>> begin Data block
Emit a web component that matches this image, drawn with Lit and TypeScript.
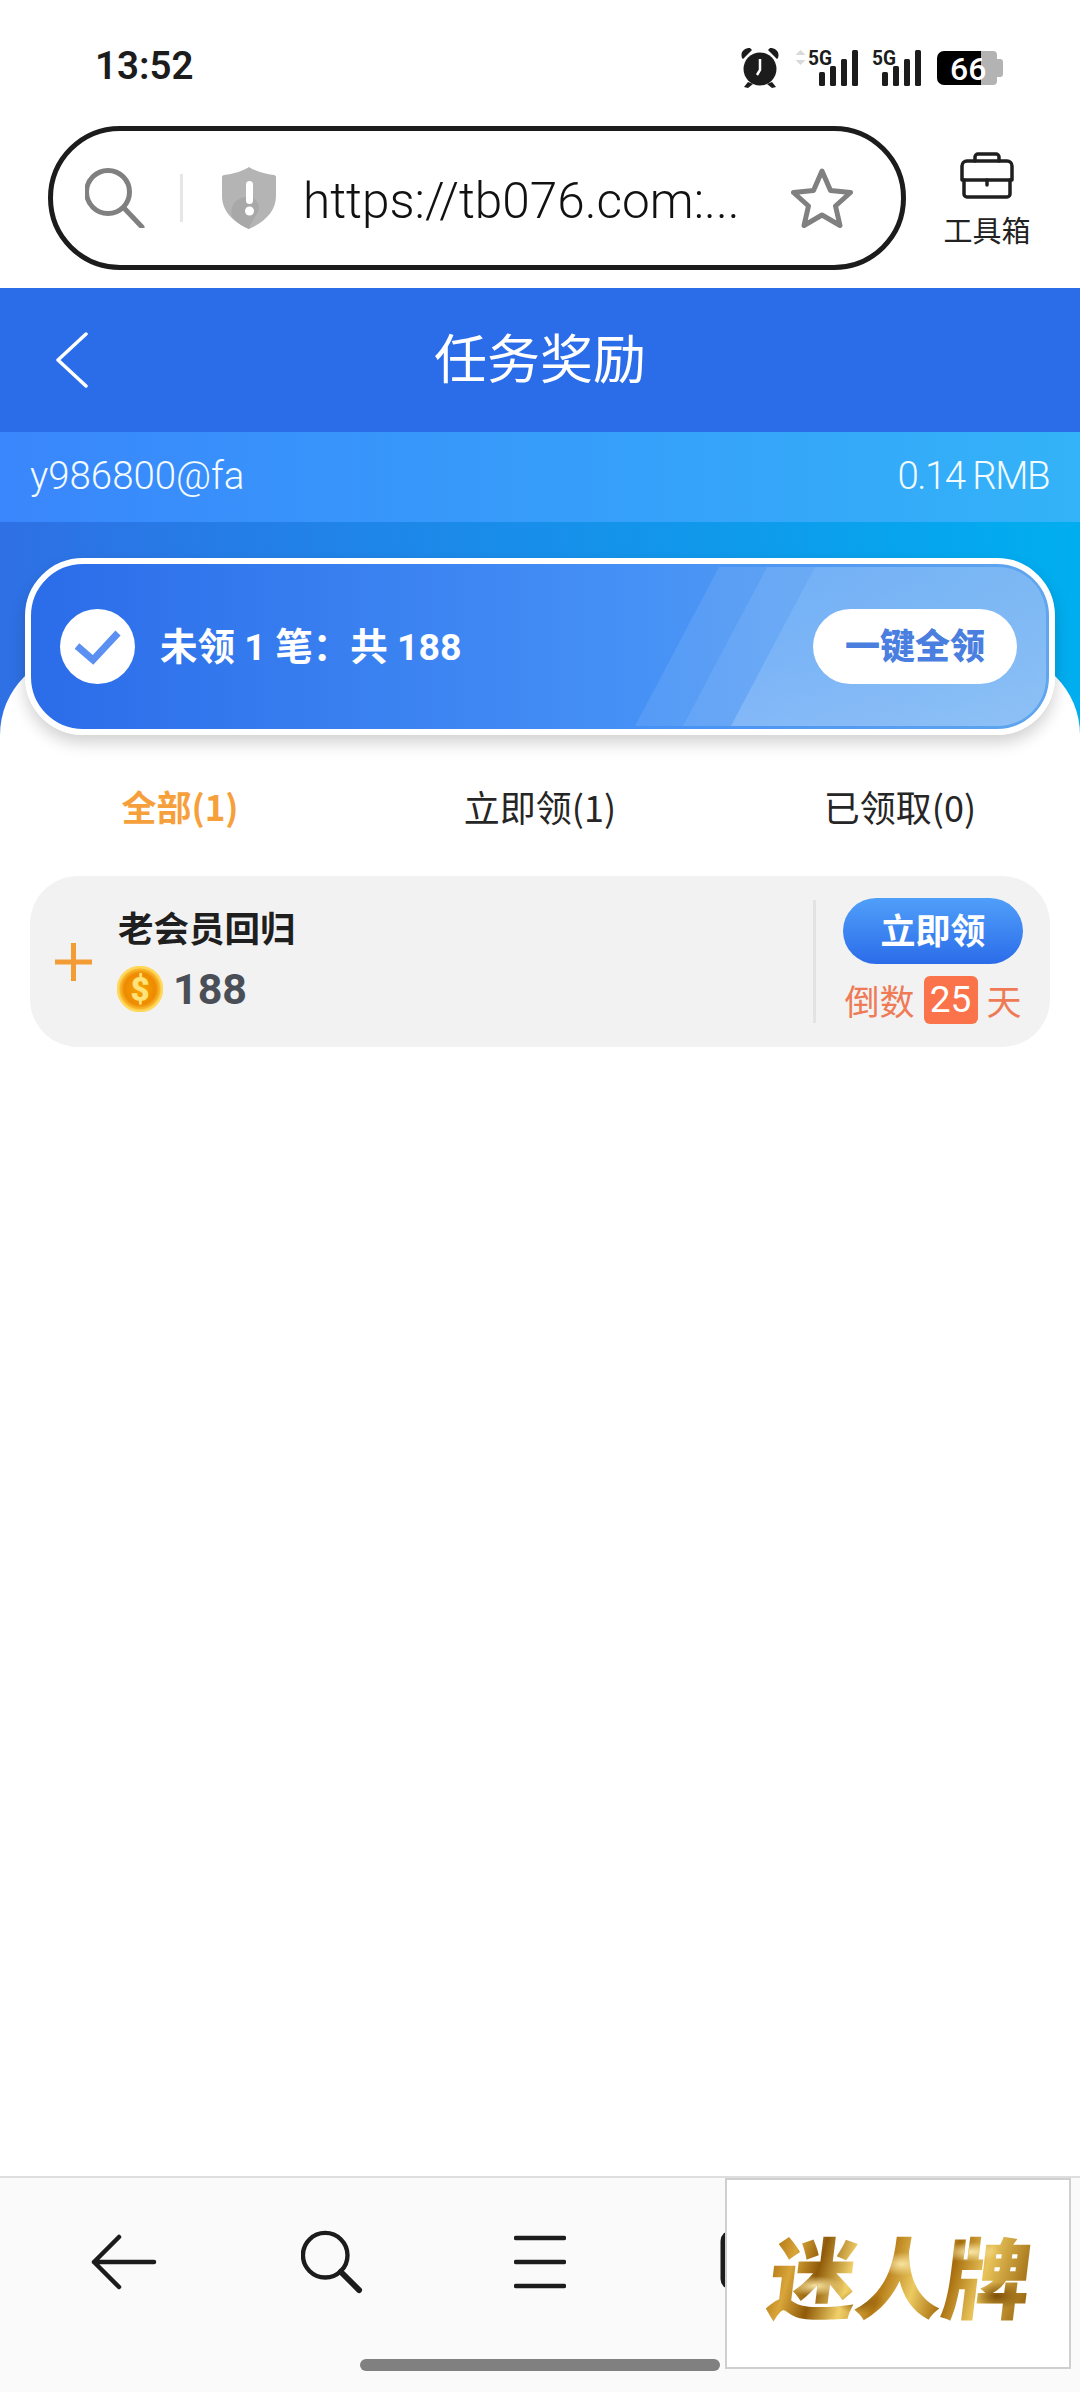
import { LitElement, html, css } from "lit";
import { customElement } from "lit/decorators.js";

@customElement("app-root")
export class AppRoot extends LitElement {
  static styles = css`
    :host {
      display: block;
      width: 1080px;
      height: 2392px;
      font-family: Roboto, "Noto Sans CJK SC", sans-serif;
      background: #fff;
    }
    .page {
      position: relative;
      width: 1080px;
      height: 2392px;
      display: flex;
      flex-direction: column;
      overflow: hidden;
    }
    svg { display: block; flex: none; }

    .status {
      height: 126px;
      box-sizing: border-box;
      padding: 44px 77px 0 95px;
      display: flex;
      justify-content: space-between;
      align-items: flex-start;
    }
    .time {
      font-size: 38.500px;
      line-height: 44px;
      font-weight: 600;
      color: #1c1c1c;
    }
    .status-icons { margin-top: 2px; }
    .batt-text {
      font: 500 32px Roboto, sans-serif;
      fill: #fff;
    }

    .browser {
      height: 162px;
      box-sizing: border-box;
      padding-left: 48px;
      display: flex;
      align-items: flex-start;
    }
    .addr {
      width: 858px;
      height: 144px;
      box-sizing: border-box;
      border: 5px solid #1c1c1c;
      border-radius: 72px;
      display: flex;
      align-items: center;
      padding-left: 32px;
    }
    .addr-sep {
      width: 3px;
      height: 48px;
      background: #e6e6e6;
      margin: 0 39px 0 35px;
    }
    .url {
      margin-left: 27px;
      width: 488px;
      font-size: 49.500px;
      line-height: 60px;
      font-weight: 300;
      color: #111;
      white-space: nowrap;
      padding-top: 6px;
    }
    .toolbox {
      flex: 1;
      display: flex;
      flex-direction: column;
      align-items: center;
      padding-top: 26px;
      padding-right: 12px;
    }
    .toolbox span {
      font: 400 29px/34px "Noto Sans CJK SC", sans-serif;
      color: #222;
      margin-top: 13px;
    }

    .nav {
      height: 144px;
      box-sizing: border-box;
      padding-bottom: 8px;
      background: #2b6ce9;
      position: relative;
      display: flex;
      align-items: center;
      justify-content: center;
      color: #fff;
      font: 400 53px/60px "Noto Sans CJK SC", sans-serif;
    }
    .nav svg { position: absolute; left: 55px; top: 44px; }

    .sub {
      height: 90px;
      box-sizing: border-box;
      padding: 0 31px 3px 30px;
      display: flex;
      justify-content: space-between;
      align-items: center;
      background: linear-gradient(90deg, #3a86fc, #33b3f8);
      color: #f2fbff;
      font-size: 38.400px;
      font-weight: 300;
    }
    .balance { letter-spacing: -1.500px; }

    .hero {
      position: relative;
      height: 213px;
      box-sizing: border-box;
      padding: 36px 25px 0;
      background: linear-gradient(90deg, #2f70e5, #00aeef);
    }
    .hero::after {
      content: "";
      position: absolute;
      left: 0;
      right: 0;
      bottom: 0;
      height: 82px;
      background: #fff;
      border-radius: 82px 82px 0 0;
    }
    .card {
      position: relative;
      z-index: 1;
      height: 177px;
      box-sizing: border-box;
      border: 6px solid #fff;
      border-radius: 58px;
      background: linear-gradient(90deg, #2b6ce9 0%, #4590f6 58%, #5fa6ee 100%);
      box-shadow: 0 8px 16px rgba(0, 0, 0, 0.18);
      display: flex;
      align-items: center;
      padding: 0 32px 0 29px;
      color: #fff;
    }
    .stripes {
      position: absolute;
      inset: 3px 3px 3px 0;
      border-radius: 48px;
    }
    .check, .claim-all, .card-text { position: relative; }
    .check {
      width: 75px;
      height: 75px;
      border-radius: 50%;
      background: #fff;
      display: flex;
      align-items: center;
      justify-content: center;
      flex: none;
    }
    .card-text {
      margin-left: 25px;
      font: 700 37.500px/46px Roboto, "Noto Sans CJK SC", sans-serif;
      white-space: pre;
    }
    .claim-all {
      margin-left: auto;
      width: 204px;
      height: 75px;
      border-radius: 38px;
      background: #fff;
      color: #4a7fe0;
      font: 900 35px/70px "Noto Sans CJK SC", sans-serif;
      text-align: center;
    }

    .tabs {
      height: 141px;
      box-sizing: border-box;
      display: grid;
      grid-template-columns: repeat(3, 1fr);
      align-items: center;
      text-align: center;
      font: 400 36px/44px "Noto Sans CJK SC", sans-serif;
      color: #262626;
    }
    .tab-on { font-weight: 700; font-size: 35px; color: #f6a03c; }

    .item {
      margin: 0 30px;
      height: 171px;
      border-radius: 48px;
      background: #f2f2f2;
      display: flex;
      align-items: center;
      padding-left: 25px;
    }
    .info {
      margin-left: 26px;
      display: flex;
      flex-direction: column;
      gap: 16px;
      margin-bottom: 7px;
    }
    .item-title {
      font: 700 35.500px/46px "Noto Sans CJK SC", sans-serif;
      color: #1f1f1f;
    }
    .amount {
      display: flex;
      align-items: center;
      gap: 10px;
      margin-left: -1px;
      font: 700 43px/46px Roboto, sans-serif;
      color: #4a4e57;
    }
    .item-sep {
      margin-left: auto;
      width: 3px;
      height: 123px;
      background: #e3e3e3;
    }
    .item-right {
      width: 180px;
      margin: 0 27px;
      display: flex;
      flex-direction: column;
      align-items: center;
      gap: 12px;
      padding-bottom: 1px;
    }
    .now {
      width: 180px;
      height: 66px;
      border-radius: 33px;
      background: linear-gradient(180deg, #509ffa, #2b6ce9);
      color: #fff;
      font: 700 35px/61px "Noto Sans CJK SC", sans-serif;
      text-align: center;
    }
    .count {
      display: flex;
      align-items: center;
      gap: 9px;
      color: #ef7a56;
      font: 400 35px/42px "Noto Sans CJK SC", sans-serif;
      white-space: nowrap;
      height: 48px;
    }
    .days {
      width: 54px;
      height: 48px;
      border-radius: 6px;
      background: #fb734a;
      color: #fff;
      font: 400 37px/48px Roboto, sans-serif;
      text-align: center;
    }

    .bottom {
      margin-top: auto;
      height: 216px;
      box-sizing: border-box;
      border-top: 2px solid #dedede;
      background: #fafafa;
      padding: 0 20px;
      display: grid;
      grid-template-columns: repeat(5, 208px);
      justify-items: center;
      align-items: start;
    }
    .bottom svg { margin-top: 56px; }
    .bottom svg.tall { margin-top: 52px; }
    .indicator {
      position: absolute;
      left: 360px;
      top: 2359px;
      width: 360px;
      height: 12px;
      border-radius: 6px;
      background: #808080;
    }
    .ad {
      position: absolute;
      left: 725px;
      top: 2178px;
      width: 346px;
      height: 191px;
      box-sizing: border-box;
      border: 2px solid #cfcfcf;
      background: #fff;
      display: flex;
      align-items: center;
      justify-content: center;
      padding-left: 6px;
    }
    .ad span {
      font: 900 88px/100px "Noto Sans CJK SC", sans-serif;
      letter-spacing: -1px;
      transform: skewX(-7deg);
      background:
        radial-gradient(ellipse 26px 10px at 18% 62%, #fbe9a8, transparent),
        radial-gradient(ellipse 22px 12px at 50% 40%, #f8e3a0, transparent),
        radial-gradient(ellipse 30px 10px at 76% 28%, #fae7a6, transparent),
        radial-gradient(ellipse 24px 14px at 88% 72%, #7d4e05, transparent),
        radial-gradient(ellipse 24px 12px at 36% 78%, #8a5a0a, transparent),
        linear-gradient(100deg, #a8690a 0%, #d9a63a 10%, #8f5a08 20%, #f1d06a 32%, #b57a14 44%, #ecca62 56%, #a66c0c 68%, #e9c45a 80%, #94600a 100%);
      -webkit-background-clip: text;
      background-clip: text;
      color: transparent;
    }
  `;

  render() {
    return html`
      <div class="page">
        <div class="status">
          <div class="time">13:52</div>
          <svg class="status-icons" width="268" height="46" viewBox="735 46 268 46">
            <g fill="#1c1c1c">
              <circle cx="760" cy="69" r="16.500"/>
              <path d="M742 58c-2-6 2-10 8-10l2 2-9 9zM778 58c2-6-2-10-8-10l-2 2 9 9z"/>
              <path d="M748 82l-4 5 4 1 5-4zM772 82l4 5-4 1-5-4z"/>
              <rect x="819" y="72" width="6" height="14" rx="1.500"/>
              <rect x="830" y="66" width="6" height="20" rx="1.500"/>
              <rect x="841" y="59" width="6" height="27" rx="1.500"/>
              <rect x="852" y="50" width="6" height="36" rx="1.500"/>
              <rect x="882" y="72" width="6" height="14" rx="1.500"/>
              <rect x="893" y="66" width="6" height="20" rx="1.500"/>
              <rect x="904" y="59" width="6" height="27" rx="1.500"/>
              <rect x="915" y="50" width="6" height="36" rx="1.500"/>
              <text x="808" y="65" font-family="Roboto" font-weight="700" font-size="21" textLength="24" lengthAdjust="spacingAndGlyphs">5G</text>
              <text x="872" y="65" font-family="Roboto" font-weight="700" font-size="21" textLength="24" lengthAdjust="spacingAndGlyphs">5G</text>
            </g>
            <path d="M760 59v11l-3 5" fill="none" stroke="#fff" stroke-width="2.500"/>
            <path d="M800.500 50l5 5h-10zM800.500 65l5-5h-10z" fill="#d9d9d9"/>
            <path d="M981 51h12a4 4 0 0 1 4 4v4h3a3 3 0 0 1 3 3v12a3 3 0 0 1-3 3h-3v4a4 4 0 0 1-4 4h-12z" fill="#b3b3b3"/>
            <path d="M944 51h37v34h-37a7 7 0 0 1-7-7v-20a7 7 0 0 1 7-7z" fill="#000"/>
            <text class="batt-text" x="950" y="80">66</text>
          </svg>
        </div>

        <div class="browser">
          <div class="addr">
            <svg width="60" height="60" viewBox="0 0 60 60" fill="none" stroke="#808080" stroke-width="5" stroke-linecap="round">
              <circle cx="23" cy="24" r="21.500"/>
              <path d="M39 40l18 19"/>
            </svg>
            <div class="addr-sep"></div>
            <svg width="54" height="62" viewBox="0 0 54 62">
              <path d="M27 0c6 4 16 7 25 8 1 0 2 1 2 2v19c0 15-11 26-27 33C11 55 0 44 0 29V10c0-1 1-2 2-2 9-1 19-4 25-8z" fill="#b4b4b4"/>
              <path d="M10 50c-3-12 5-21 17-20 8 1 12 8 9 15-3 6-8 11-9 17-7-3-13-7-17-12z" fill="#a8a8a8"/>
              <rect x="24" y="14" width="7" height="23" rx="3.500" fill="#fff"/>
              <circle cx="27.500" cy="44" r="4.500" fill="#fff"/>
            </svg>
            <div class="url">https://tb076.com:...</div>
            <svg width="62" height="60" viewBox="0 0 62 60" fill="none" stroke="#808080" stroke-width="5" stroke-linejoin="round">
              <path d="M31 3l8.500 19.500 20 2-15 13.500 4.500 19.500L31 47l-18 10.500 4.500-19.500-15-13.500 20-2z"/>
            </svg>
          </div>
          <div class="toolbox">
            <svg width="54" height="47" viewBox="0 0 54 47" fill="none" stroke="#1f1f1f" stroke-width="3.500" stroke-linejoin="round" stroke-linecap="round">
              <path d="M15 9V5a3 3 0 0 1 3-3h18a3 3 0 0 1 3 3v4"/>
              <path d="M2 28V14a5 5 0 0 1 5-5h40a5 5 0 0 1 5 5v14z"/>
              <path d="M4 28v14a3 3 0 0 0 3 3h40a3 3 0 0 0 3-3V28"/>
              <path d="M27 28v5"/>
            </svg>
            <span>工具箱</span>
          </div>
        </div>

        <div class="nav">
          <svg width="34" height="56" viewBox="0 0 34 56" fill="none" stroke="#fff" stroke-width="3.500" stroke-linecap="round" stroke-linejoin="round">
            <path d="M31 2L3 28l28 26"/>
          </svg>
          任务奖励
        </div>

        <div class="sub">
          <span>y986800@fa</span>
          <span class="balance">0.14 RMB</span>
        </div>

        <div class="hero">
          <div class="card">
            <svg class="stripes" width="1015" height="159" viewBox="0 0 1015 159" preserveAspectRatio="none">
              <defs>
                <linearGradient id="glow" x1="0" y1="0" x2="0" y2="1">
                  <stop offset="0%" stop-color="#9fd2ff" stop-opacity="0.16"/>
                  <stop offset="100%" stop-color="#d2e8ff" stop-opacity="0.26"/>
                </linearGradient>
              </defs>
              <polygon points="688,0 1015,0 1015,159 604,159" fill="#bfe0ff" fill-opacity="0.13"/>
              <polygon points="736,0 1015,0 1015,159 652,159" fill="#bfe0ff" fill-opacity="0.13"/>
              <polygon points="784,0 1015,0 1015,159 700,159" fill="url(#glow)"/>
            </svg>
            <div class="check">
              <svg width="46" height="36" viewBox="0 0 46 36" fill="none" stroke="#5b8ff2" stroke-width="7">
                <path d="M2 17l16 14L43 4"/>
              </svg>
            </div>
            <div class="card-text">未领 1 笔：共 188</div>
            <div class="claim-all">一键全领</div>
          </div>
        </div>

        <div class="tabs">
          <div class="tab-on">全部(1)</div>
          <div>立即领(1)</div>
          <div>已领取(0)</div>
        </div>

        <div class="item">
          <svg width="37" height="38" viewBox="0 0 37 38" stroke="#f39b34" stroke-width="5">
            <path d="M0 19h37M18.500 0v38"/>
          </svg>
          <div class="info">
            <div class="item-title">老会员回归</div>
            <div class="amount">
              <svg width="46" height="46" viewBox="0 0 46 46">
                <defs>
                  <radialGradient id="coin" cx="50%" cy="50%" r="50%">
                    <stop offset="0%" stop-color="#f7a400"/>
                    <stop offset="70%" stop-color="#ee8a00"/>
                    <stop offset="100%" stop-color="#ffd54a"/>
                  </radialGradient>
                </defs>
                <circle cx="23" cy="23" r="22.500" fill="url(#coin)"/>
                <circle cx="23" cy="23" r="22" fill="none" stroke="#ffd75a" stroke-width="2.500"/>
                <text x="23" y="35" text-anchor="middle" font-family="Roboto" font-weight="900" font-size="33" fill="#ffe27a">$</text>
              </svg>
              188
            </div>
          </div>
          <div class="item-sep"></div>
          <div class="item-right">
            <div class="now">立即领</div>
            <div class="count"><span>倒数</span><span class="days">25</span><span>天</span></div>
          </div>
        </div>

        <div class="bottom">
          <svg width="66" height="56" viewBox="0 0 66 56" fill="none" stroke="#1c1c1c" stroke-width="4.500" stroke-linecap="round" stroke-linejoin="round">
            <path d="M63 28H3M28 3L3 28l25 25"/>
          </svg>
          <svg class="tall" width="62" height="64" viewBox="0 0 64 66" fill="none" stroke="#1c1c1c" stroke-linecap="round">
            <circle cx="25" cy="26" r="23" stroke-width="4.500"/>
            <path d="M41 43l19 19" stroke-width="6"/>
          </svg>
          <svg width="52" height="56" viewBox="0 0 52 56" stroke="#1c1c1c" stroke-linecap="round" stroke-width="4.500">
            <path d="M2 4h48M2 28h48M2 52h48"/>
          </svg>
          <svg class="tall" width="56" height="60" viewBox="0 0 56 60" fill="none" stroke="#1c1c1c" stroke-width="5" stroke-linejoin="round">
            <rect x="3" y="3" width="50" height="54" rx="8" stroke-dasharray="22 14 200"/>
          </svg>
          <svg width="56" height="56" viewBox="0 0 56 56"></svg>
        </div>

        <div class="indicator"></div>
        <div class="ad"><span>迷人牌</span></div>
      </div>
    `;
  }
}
>> end Data block
- **Written exercise**: Without any pictures, reproduce the lines from the first one in the material through the line that has "block; flex: none;", exactly as they appear.

- **Reply to the exercise**:
Emit a web component that matches this image, drawn with Lit and TypeScript.
import { LitElement, html, css } from "lit";
import { customElement } from "lit/decorators.js";

@customElement("app-root")
export class AppRoot extends LitElement {
  static styles = css`
    :host {
      display: block;
      width: 1080px;
      height: 2392px;
      font-family: Roboto, "Noto Sans CJK SC", sans-serif;
      background: #fff;
    }
    .page {
      position: relative;
      width: 1080px;
      height: 2392px;
      display: flex;
      flex-direction: column;
      overflow: hidden;
    }
    svg { display: block; flex: none; }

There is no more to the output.